Thursday, August 23, 2012

Effective Standards Evaluation

Guest blog by Karen Witting, co-chair of the IHE ITI Planning Committee 

The NwHIN Power Team has been tasked with creating metrics through which standards are assessed for Maturity and Adoptability.  Their Final Recommendation was presented to the HIT Standards Committee on 8/15/2012 and was met with approval from members of the committee.

The criteria they recommend is very detailed, requesting high/medium/low ratings on many different aspects of a standard.  The details of these criteria were also provided to the HIT Standards Committee.

The Power team has done a very complete job, listing, for each metric, attributes that would qualify the standard to belong in each of the three ratings.  Some attributes are very specific, laying out concrete metrics for things like coordinated implementations and age of oldest known conforming implementation.     Others seem concrete on the surface but have hidden challenges, like “number of organizations supporting authorship and/or review”.  The difference between number of authors and number of reviewers is pretty significant and it seems confusing to mix that together in one metric.  But most are based on the perception of the reader, things like “no references”, “few references” and “numerous references” or “few user s”, limited user” and “active user”.   

Effective Evaluation vs just Evaluation
While I might disagree with the clarity and usefulness of some of the metrics, my larger concerns are regarding the validity and level of detail called for by the metrics.  For example, under Maturity, the Stability metric lists number of releases and problem history.  It suggests that standards with more releases are less stable than those with fewer releases.  But in reality the number of releases is only tangentially related to the stability.  It is the significance of the change between releases that is much more important.  And only those very familiar with the standard can assess the significance of the change.  The same can be said regarding problem history.  As such, these “metrics” are extremely subjective, especially when in the hands of someone who is not intimately involved in the standard’s development.  Simple lack of knowledge leads to use of anecdotal evidence which results in as subjective a result as is would be achieved without the detailed criteria. 

I observed this challenge as I listened to the NwHIN Power Team assess InfoButton as a test of their criteria.  Those doing the assessment were given only the InfoButton specification and Implementation Guide and asked to assess the standard on criteria that go way beyond anything a specification or implementation guide is designed to address.  No effort was made to gather evidence regarding implementation and deployment of the standard.  In fact, a paper assessing implementation of InfoButton ( would have provided very useful data to be considered when making the assessment.  During the discussion I heard statements such as “I don’t know anybody who has implemented this” when, in fact, 17 implementing organizations are listed in the paper spanning Health IT vendor, Healthcare organization and knowledge publisher. 

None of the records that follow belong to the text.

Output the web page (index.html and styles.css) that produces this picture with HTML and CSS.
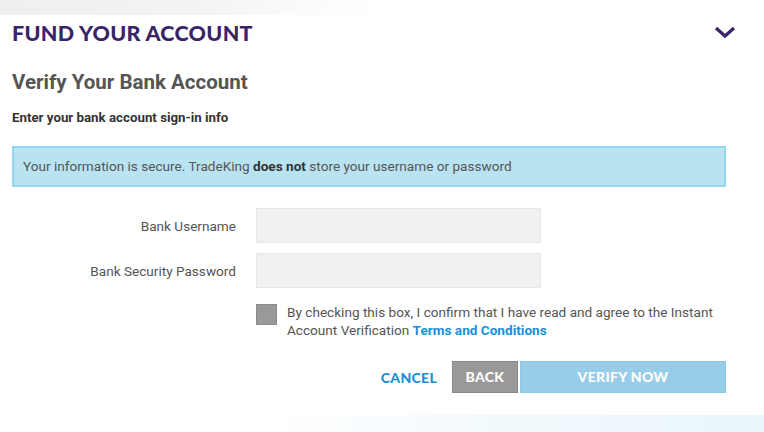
FILE: index.html
```html
<!DOCTYPE html>
<html>
<head>
<meta charset="utf-8">
<link rel="stylesheet" href="styles.css">
</head>
<body>
<div class="topbar"></div>
<div class="page">
  <div class="header">
    <h1 class="title">FUND YOUR ACCOUNT</h1>
    <svg class="chevron" width="22" height="13" viewBox="0 0 22 13"><path d="M2 2 L11 10 L20 2" fill="none" stroke="#3a2468" stroke-width="3.2"/></svg>
  </div>
  <h2 class="subtitle">Verify Your Bank Account</h2>
  <p class="lead">Enter your bank account sign-in info</p>
  <div class="notice">Your information is secure. TradeKing <b>does not</b> store your username or password</div>
  <div class="form">
    <div class="row">
      <span class="label">Bank Username</span>
      <div class="input"></div>
    </div>
    <div class="row">
      <span class="label">Bank Security Password</span>
      <div class="input"></div>
    </div>
    <div class="agree">
      <div class="check"></div>
      <p class="agree-text">By checking this box, I confirm that I have read and agree to the Instant Account Verification <span class="link">Terms and Conditions</span></p>
    </div>
    <div class="actions">
      <span class="cancel">CANCEL</span>
      <span class="btn back">BACK</span>
      <span class="btn verify">VERIFY NOW</span>
    </div>
  </div>
</div>
<div class="bottombar"></div>
</body>
</html>
```

FILE: styles.css
```css
html, body { margin: 0; padding: 0; }
body {
  width: 764px;
  height: 432px;
  overflow: hidden;
  background: #fff;
  font-family: Roboto, "Liberation Sans", sans-serif;
  color: #555;
  display: flex;
  flex-direction: column;
}
.topbar {
  height: 15px;
  background: linear-gradient(to right, #efefef 0%, #f3f3f3 25%, #fbfbfb 40%, #ffffff 50%);
}
.page {
  flex: 1;
  padding: 0 12px;
}
.header {
  display: flex;
  justify-content: space-between;
  align-items: center;
  height: 36px;
}
.title {
  margin: 0;
  font-family: Lato, "Liberation Sans", sans-serif;
  font-weight: 900;
  font-size: 21.5px;
  letter-spacing: 0.3px;
  color: #3a2468;
}
.chevron { margin-right: 16px; margin-top: -2px; }
.subtitle {
  margin: 18px 0 0;
  font-size: 20.5px;
  font-weight: 700;
  color: #555;
  line-height: 26px;
}
.lead {
  margin: 15px 0 0;
  font-size: 13.3px;
  font-weight: 700;
  color: #333;
  line-height: 16px;
}
.notice {
  margin-top: 20px;
  border: 2px solid #92d6ee;
  background: #b9e3f1;
  font-size: 13.6px;
  line-height: 37px;
  padding-left: 9px;
  box-sizing: border-box;
  height: 41px;
  width: 714px;
  color: #555;
}
.notice b { color: #333; font-weight: 700; }
.form { margin-top: 21px; }
.row {
  display: flex;
  align-items: center;
  gap: 20px;
  margin-bottom: 10px;
}
.label {
  width: 224px;
  text-align: right;
  font-size: 13.6px;
  color: #555;
}
.input {
  width: 285px;
  height: 35px;
  box-sizing: border-box;
  background: #f1f1f1;
  border: 1px solid #e6e6e6;
}
.agree {
  display: flex;
  gap: 10px;
  margin-left: 244px;
  margin-top: 15px;
}
.check {
  width: 21px;
  height: 21px;
  flex: none;
  background: #999;
  box-sizing: border-box;
  border: 1px solid #8c8c8c;
  margin-top: 1px;
}
.agree-text {
  margin: 0;
  width: 450px;
  font-size: 13.6px;
  line-height: 18px;
  color: #555;
}
.link { color: #1a8fd6; font-weight: 700; }
.actions {
  display: flex;
  justify-content: flex-end;
  align-items: center;
  width: 714px;
  margin-top: 22px;
}
.cancel {
  font-family: Lato, "Liberation Sans", sans-serif;
  font-weight: 900;
  font-size: 14px;
  letter-spacing: 0.3px;
  color: #1a8fd6;
  margin-right: 15px;
}
.btn {
  height: 32px;
  font-family: Lato, "Liberation Sans", sans-serif;
  font-weight: 900;
  font-size: 14px;
  letter-spacing: 0.3px;
  color: #fff;
  text-align: center;
  box-sizing: border-box;
  line-height: 30px;
}
.back {
  width: 66px;
  background: #999;
  border: 1px solid #888;
}
.verify {
  width: 206px;
  margin-left: 2px;
  background: #97cde9;
  border: 1px solid #8fc8e6;
}
.bottombar {
  position: absolute;
  left: 0;
  bottom: 0;
  width: 764px;
  height: 17px;
  background: linear-gradient(to right, #ffffff 35%, #f4fafd 60%, #e9f6fc 100%);
}
```
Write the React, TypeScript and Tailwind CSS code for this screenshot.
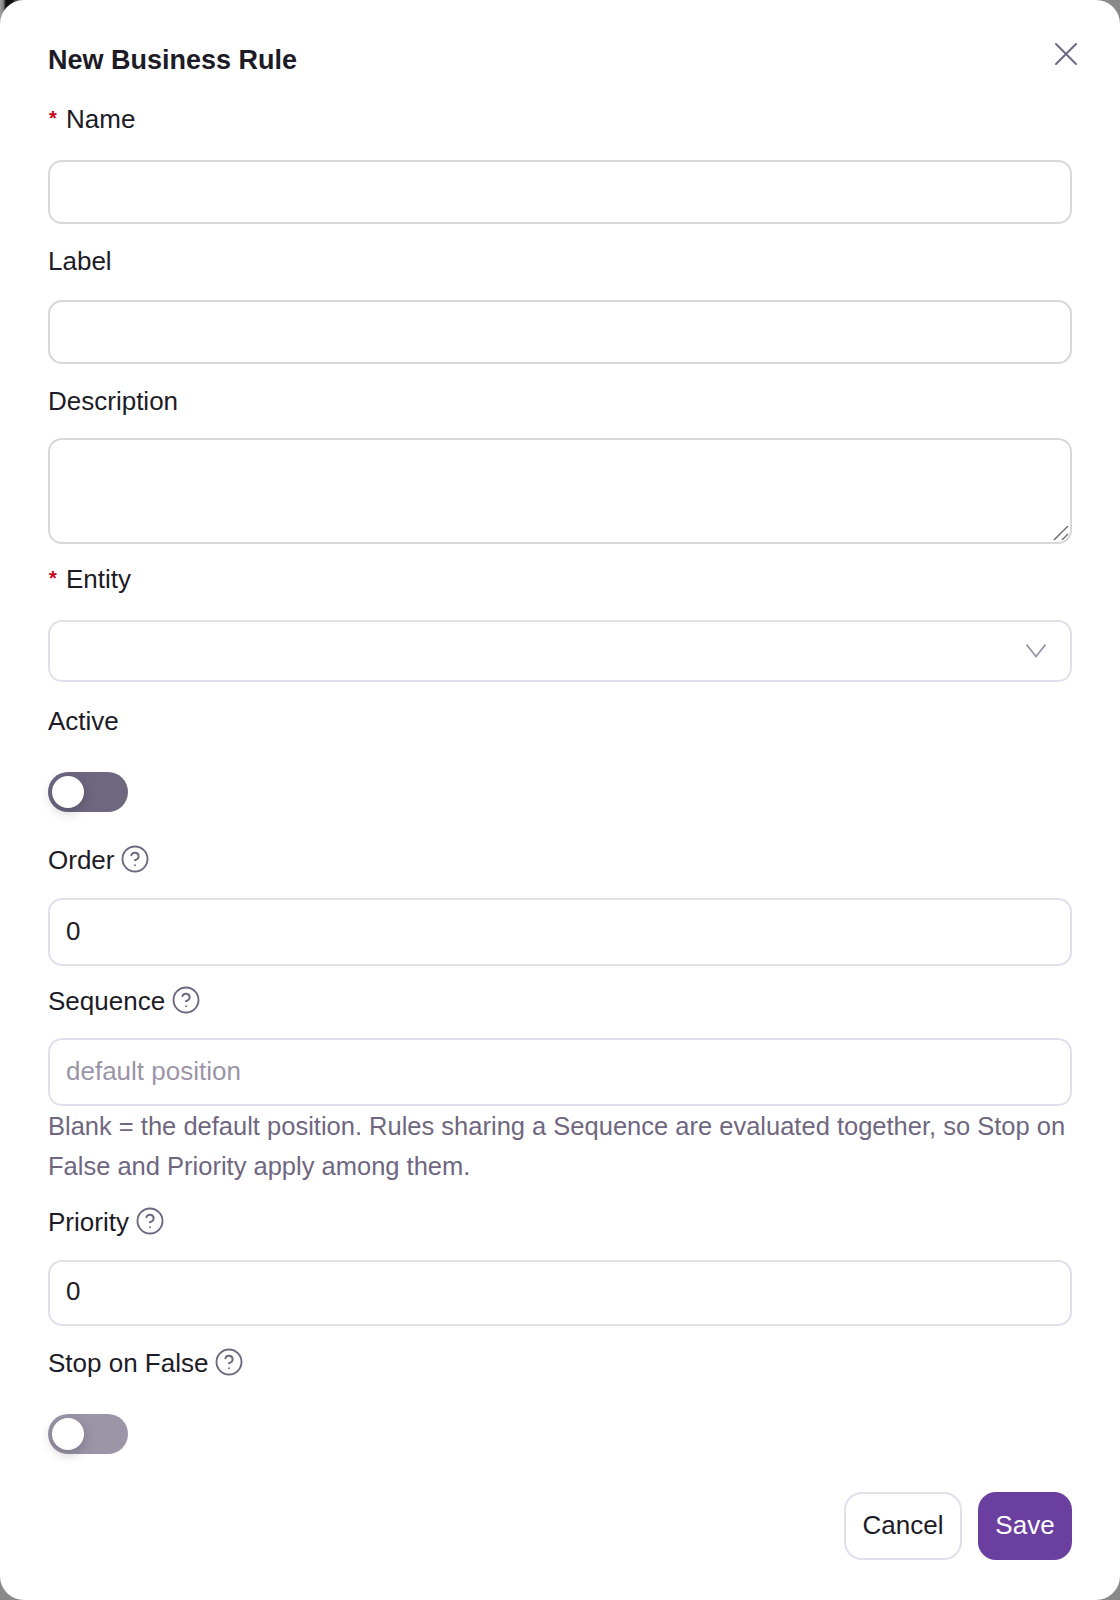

My understanding of the purpose of the NwHIN Power Teams criteria is to improve the subjective process of assessing standards by creating metrics which will enable the assessment to be done in a less subjective manner.  While the criteria developed by the NwHIN Power Team suggests that much more detailed knowledge goes into making the assessment I’m not convinced that the criteria alone will improve the subjective nature of assessing standards.  Having a detailed set of criteria is fine and probably helpful for those not familiar with standards.  But equally important, if not more important, is the need for the gathering of data on which the assessment can be based.  Through my involvement in IHE I have seen this done many times, as for each new profile we do a similar type of standards assessment.  We always assess the standards we select for maturity and adoptability.  But we do this by gathering as much data as can be reasonably gathered through web searches, queries to supporting standards bodies or requests sent through peer networks.

In the case of the assessment of Infobutton my concerns may be unfounded as this was more a test case than a true assessment.  But, this same committee did do some real assessments on NwHIN standards and I saw the same approach, very little time spent gathering data about the standard and a lot of time talking amongst people who often do not have any first-hand experience with the standard.  This is not a good process for assessing standards.

My wish is that any group which uses the NwHIN power team’s criteria ensure that, prior to doing any assessment, a thorough and complete data gathering task is completed and all reasonable data regarding the standard, its implementation and deployment are available.  All assessments are subjective, there is no avoiding that, but the more data used in making the assessment the less subjective it will be.  Having detailed criteria is only useful if the group also invests in gathering all relevant data.

IBM disclaimer:  "This postings is Karen's personal opinion and don't necessarily represent IBM's positions, strategies or opinions."